BRUSSELS – Europe’s wine-making nations went into battle Monday against European Union plans to change the way the bloc makes and markets wine to try to reverse falling sales.

Led by France and Germany, producers including Spain objected to parts of the plan that would see the end of some subsidies, ripping up vines and adopting New World practices like adding sugar and using wood chips to add body to wine.

German Agriculture Minister Horst Seehofer said the plans drafted by EU Agriculture Commissioner Mariann Fischer Boel “needed to be changed,” while France’s Farm Minister Michel Barnier said “it was important to protect France’s traditions” in making wine.

Portugal’s Agriculture Minister Jaime Silva, whose country holds the EU presidency and who was leading Monday’s talks, also raised concerns over the reform.

“There are proposals there that are very difficult for some member states, including Portugal,” Silva said. “For example, a total liberalization (of the sector) that risks posing enormous problems in certain regions.”

The early objections reflect widespread opposition from major wine-producing countries including France, Germany, Italy, Spain and others against the drastic reforms, which major farmer lobbies have also campaigned against.

The draft reform plans were being discussed by EU farm ministers for the first time since Fischer Boel presented them earlier this month. She has appealed to EU governments to reform the wine sector, cutting overproduction or risk further decline against cheaper wines from other continents, suggesting that change might even include sacrificing certain centuries-old wine-making traditions.

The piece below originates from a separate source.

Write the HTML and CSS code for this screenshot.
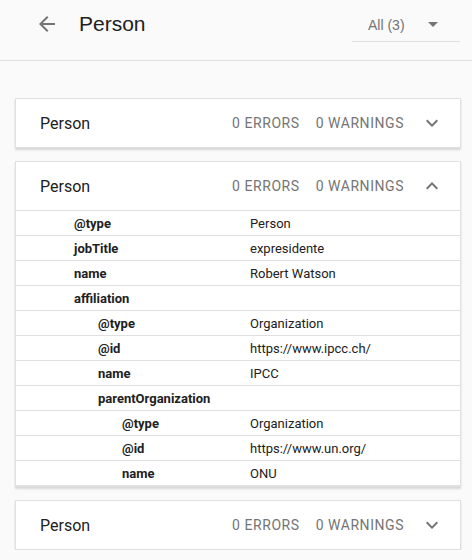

The proposal calls for European wine makers adopting New World practices like adding wood chips to wine but banning the widespread tradition of adding sugar to give the wine more body.

Seehofer criticized Fischer Boel’s plans to ban adding sugar to wine, saying other wine-producing countries outside of Europe continued to do so.

“Sugar is permitted in agreements with the United States, so we cannot explain to German wine cultivators why this should be forbidden in Europe,” Seehofer said.

He also rejected proposals to simplify wine labels on European wines, adding that the label on a wine bottle “has nothing to do with overproduction.”

Fischer Boel argues that years of overproduction and falling sales of non-premium wines has left Europe’s wine sector at a major disadvantage compared to rivals in Australia, South America, South Africa and the United States, which are taking an increasing share of the world’s wine market.

Her plans suggests pulling up unprofitable vineyards, ending subsidies for massive and costly distillation of unsellable wine into industrial products and making production and labeling more consumer-friendly.

She also wants to simplify and streamline the system of geographical origins to make them more attractive to consumers, which for some goes too far.

The European Commission has warned that the EU has been wasting billions of euros a year in the production of wine and distillation where it should be shifting such money to better promote wines in emerging markets in Asia and at home where wine consumption is dropping.

Fischer Boel has said EU producers face a drop in market share, with imports from New World wines into Europe increasing 10 percent a year.

The Commission wants a wine overhaul in place by the 2008 harvest, however a quick deal seems unlikely given the opposition the reforms facing.